Supreme Court Justice Antonin Scalia just asserted for a second time that our Constitution does not protect women against discrimination. That was one of the arguments for passing the proposed Equal Rights Amendment (ERA)., and ironically, people of Scalia’s “conservative” persuasion often countered that the ERA was not needed precisely because women are already protected by the 14th Amendment.
Indeed, many Supreme Court cases have invoked the equal protection clause of the 14th Amendment to strike down laws that blatantly discriminate on the basis of gender. But now we’re told that these cases for four decades were wrong because the Constitution was never intended to protect women. And that’s true if we only look at original intent. The focus of the framers of the Constitution was to protect the life, liberty, and property of white men who owned substantial property. And the focus of the 14th Amendment was implicitly on African-American males.

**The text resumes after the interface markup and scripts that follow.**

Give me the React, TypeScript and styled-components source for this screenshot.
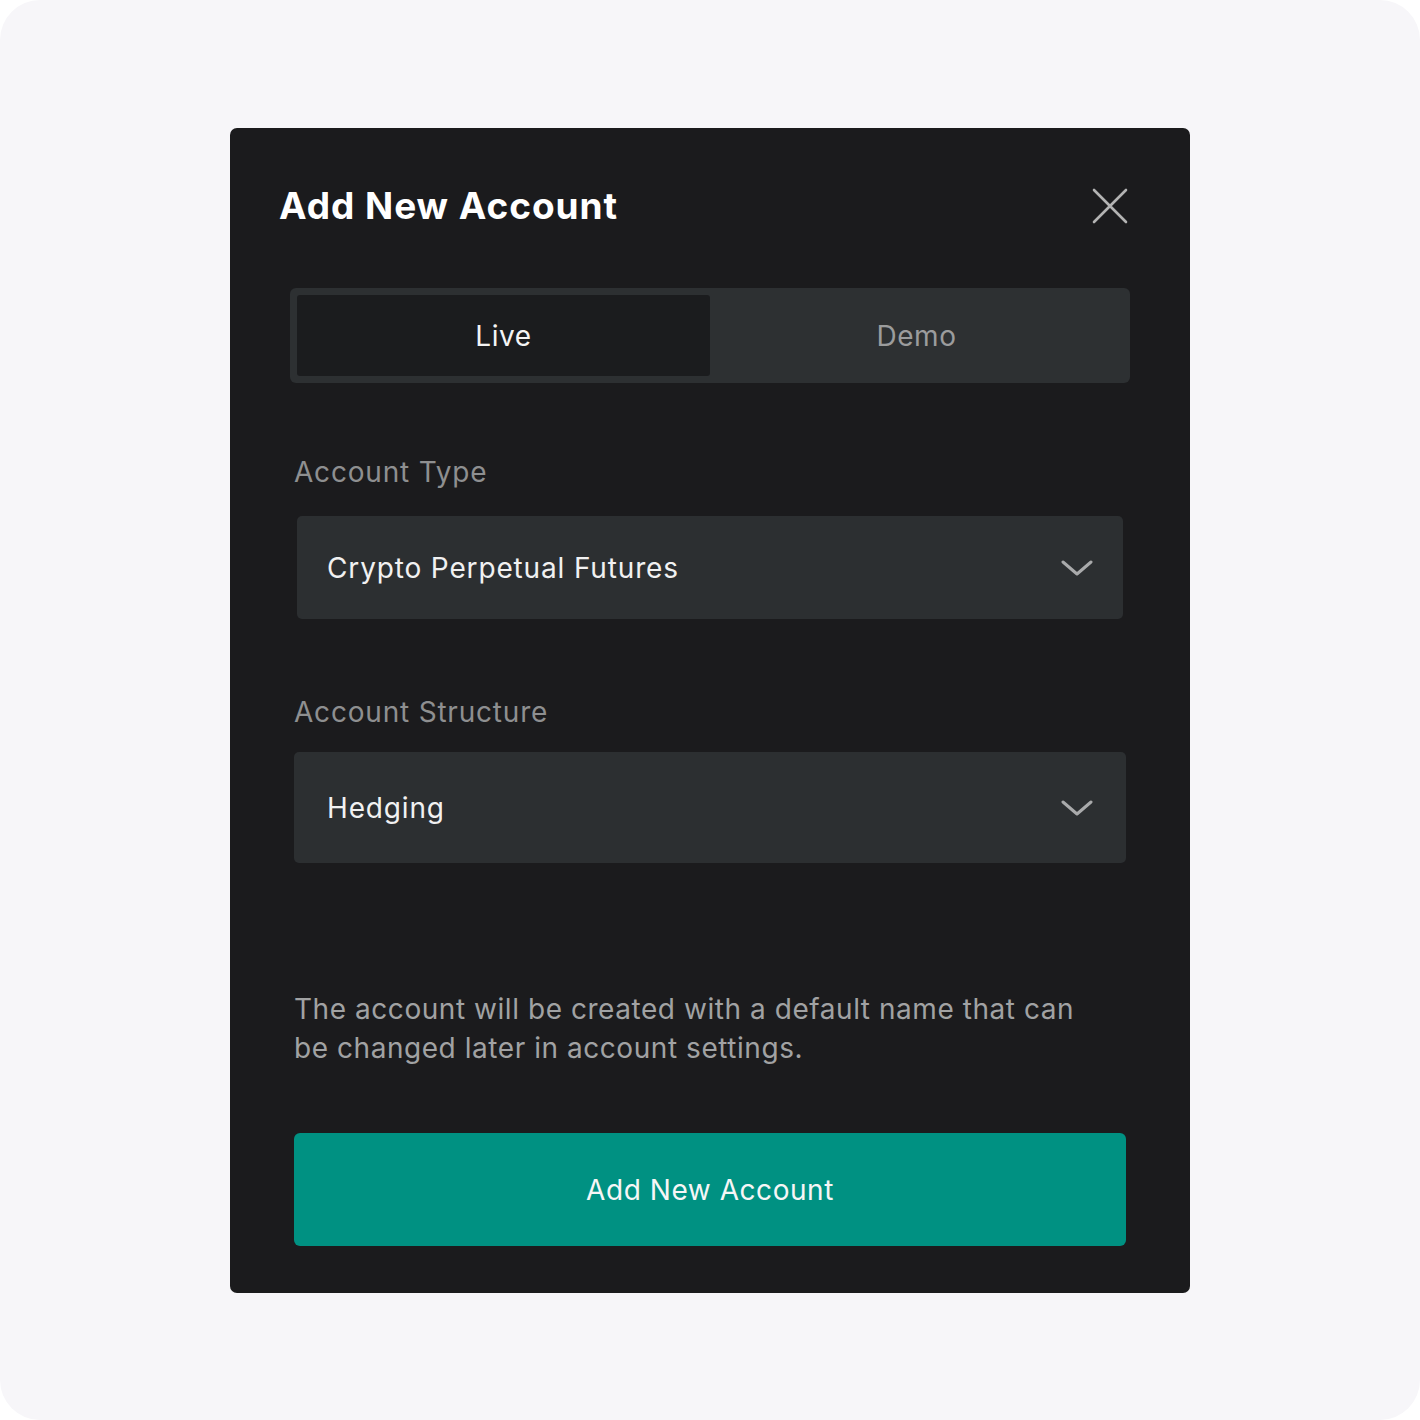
import React, { useState } from "react";
import styled, { createGlobalStyle } from "styled-components";

const Global = createGlobalStyle`
  html, body { margin: 0; padding: 0; background: #ffffff; }
  * { box-sizing: border-box; }
  body { font-family: Inter, "Noto Sans", sans-serif; -webkit-font-smoothing: antialiased; }
`;

const Frame = styled.div`
  width: 1420px;
  height: 1420px;
  background: #f7f6f9;
  border-radius: 40px;
  display: flex;
  justify-content: center;
  align-items: flex-start;
  padding-top: 128px;
`;

const Modal = styled.div`
  width: 960px;
  background: #1b1b1d;
  border-radius: 7px;
  padding: 56px 64px 47px 64px;
  display: flex;
  flex-direction: column;
`;

const Header = styled.div`
  display: flex;
  align-items: center;
  justify-content: space-between;
  margin: 0 -2px 0 -15px;
`;

const Title = styled.h2`
  margin: 0;
  font-size: 37px;
  line-height: 44px;
  font-weight: 700;
  letter-spacing: 0.95px;
  color: #ffffff;
`;

const CloseButton = styled.button`
  width: 36px;
  height: 36px;
  padding: 0;
  border: none;
  background: transparent;
  display: flex;
  align-items: center;
  justify-content: center;
  cursor: pointer;
`;

const Tabs = styled.div`
  margin: 60px -4px 0 -4px;
  height: 95px;
  padding: 7px;
  background: #2d3032;
  border-radius: 6px;
  display: grid;
  grid-template-columns: 1fr 1fr;
`;

const Tab = styled.button<{ $active?: boolean }>`
  border: none;
  border-radius: 3px;
  font-family: inherit;
  font-size: 28px;
  font-weight: 400;
  letter-spacing: 0.6px;
  background: ${(p) => (p.$active ? "#1b1c1e" : "transparent")};
  color: ${(p) => (p.$active ? "#f4f4f4" : "#9b9c9d")};
  cursor: pointer;
`;

const Label = styled.div<{ $gap: number }>`
  margin-top: ${(p) => p.$gap}px;
  font-size: 28px;
  line-height: 34px;
  letter-spacing: 0.8px;
  color: #8e8f90;
`;

const Select = styled.div<{ $gap: number; $height: number; $inset: number }>`
  margin: ${(p) => p.$gap}px ${(p) => p.$inset}px 0 ${(p) => p.$inset}px;
  height: ${(p) => p.$height}px;
  padding: 0 ${(p) => 33 - p.$inset}px;
  background: #2c2f31;
  border-radius: 5px;
  display: flex;
  align-items: center;
  justify-content: space-between;
  font-size: 28px;
  letter-spacing: 0.85px;
  color: #f1f1f1;
  cursor: pointer;
`;

const Description = styled.p`
  margin: 127px 0 0 0;
  max-width: 810px;
  font-size: 28px;
  line-height: 39px;
  letter-spacing: 0.55px;
  color: #a1a2a3;
`;

const SubmitButton = styled.button`
  margin-top: 65px;
  height: 113px;
  border: none;
  border-radius: 6px;
  background: #009182;
  color: #f6f6f6;
  font-family: inherit;
  font-size: 28px;
  font-weight: 400;
  letter-spacing: 0.55px;
  cursor: pointer;
`;

const Chevron = () => (
  <svg width="32" height="18" viewBox="0 0 32 18" fill="none">
    <polyline
      points="2,3 16,15 30,3"
      stroke="#a9aaab"
      strokeWidth="3"
      strokeLinecap="round"
      strokeLinejoin="round"
    />
  </svg>
);

const CloseIcon = () => (
  <svg width="36" height="36" viewBox="0 0 36 36" fill="none">
    <path d="M2 2 L34 34 M34 2 L2 34" stroke="#b3b3b3" strokeWidth="2.6" strokeLinecap="round" />
  </svg>
);

export default function App() {
  const [mode, setMode] = useState<"live" | "demo">("live");
  return (
    <>
      <Global />
      <Frame>
        <Modal>
          <Header>
            <Title>Add New Account</Title>
            <CloseButton aria-label="Close">
              <CloseIcon />
            </CloseButton>
          </Header>
          <Tabs>
            <Tab $active={mode === "live"} onClick={() => setMode("live")}>
              Live
            </Tab>
            <Tab $active={mode === "demo"} onClick={() => setMode("demo")}>
              Demo
            </Tab>
          </Tabs>
          <Label $gap={72}>Account Type</Label>
          <Select $gap={27} $height={103} $inset={3}>
            <span>Crypto Perpetual Futures</span>
            <Chevron />
          </Select>
          <Label $gap={76}>Account Structure</Label>
          <Select $gap={23} $height={111} $inset={0}>
            <span>Hedging</span>
            <Chevron />
          </Select>
          <Description>
            The account will be created with a default name that can be changed later in account
            settings.
          </Description>
          <SubmitButton>Add New Account</SubmitButton>
        </Modal>
      </Frame>
    </>
  );
}
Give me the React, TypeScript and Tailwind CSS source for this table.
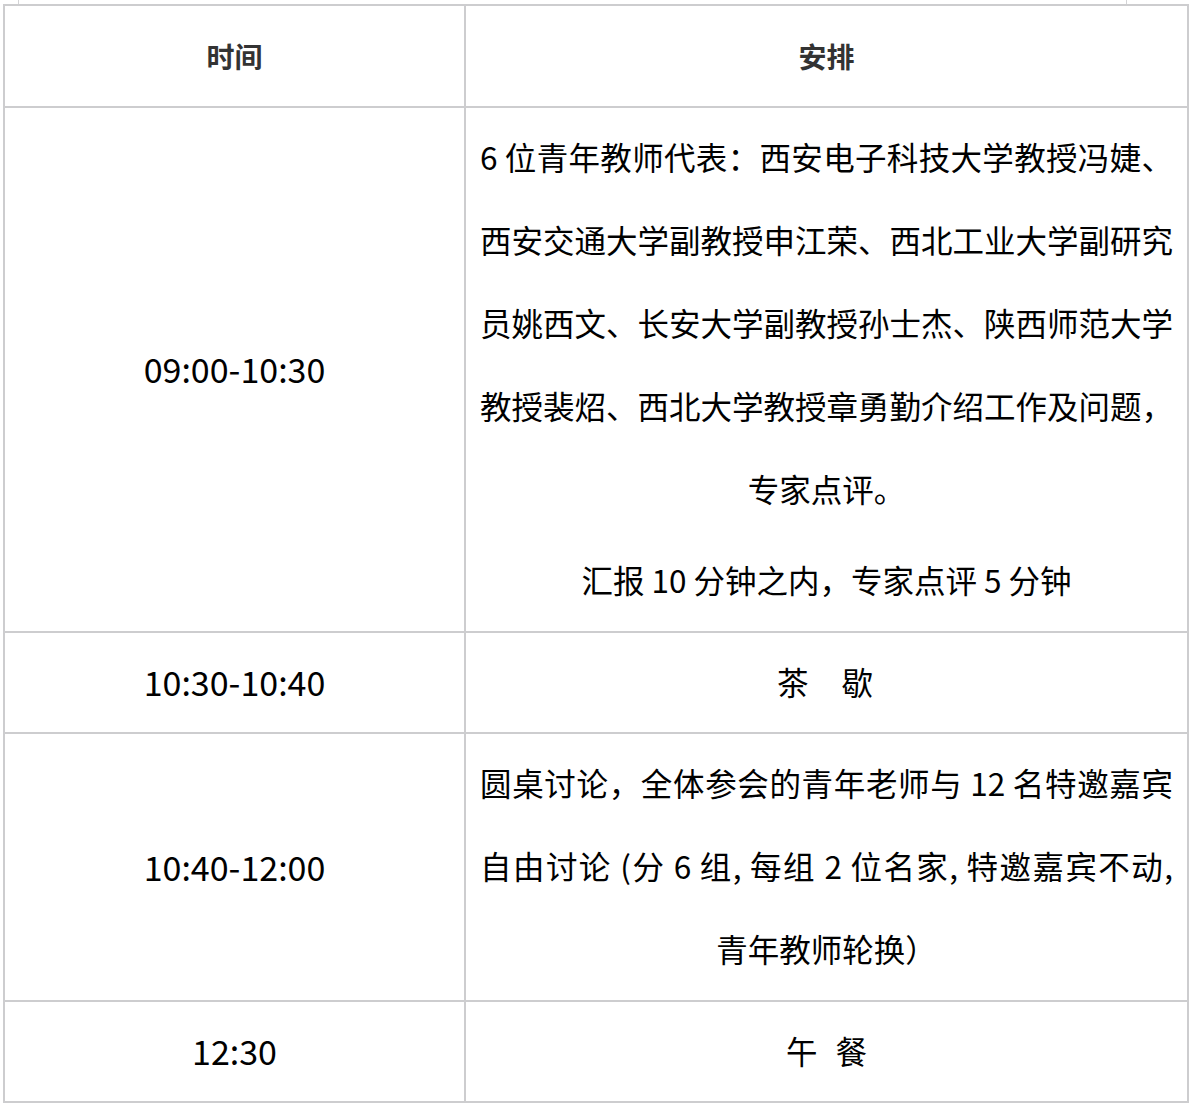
const font = "[font-family:'Noto_Sans_CJK_SC',sans-serif]";

const Line = ({ children, full = true }: { children: React.ReactNode; full?: boolean }) => (
  <div className={full ? "whitespace-nowrap text-justify [text-align-last:justify]" : "whitespace-nowrap text-center"}>
    {children}
  </div>
);

const TimeCell = ({ children }: { children: React.ReactNode }) => (
  <div className="flex items-center justify-center border-r-2 border-b-2 border-[#cdcdcf] pb-[2px] text-[34px] text-black">
    {children}
  </div>
);

const PlanCell = ({ children, single = false }: { children: React.ReactNode; single?: boolean }) => (
  <div
    className={`flex min-w-0 flex-col justify-center border-r-2 border-b-2 border-[#cdcdcf] pl-[14px] pr-[14px] text-[31.5px] leading-[83px] text-black ${
      single ? "h-[101px] pb-[2px]" : "pt-[7px] pb-[10px]"
    }`}
  >
    {children}
  </div>
);

export default function App() {
  return (
    <div className={`min-h-[1109px] w-[1195px] bg-white ${font}`}>
      <div className="ml-[18px] h-[4px] w-[1109px] border-x border-[#d4d4d6]" />
      <div className="ml-[3px] grid w-[1186px] grid-cols-[461px_723px] border-l-2 border-t-2 border-[#cdcdcf]">
        {/* header */}
        <div className="flex h-[102px] items-center justify-center border-r-2 border-b-2 border-[#cdcdcf] text-[28px] font-bold text-[#333]">
          时间
        </div>
        <div className="flex h-[102px] items-center justify-center border-r-2 border-b-2 border-[#cdcdcf] text-[28px] font-bold text-[#333]">
          安排
        </div>

        {/* 09:00-10:30 */}
        <TimeCell>09:00-10:30</TimeCell>
        <PlanCell>
          <Line>6 位青年教师代表：西安电子科技大学教授冯婕、</Line>
          <Line>西安交通大学副教授申江荣、西北工业大学副研究</Line>
          <Line>员姚西文、长安大学副教授孙士杰、陕西师范大学</Line>
          <Line>教授裴炤、西北大学教授章勇勤介绍工作及问题，</Line>
          <Line full={false}>专家点评。</Line>
          <div className="mt-[8px]">
            <Line full={false}>汇报 10 分钟之内，专家点评 5 分钟</Line>
          </div>
        </PlanCell>

        {/* tea break */}
        <TimeCell>10:30-10:40</TimeCell>
        <PlanCell single>
          <div className="flex justify-center gap-[33px] pr-[3px]">
            <span>茶</span>
            <span>歇</span>
          </div>
        </PlanCell>

        {/* round table */}
        <TimeCell>10:40-12:00</TimeCell>
        <PlanCell>
          <Line>圆桌讨论，全体参会的青年老师与 12 名特邀嘉宾</Line>
          <Line>自由讨论 (分 6 组, 每组 2 位名家, 特邀嘉宾不动,</Line>
          <Line full={false}>青年教师轮换）</Line>
        </PlanCell>

        {/* lunch */}
        <TimeCell>12:30</TimeCell>
        <PlanCell single>
          <div className="flex justify-center gap-[18px]">
            <span>午</span>
            <span>餐</span>
          </div>
        </PlanCell>
      </div>
    </div>
  );
}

Of course, the 14th Amendment’s equal protection clause uses the term “person,” and in this 21st century it’s bizarre that a jurist would think “person” does not include members of the female half of humanity.
Even more bizarre, in light of the fact that the Constitution was certainly not intended to protect corporations, is that last year Justice Scalia saw nothing wrong in voting that the Constitution gives corporate executives the right to use corporate funds to anonymously make massive donations to elect representatives who favor their financial interests.
But bizarre or not, Mr. Scalia is a Supreme Court Justice, a man with enormous power. And if in Citizens United v. Federal Election Commission he and four like-minded men could throw out key provisions of campaign finance laws dating back to
1907 plus two of the high court’s own decisions from 1990 and 2003, we must take notice when such a man asserts that women are not constitutionally protected.
Which brings us back to the Equal Rights Amendment, that would clearly add women to the “persons” protected by the Constitution and that failed by only a slim margin in the Reagan era. It passed Congress and was ratified by 35 of the needed 38 states.
Given the current reactionary political climate, it may be argued that getting the ERA through now will be a tough uphill fight. But it’s precisely because of this climate that we must have it.
There are a number of initiatives on the table to finally enact this simple amendment that reads, “equality of rights under the law shall not be denied or abridged by the United States or by any State on account of sex.”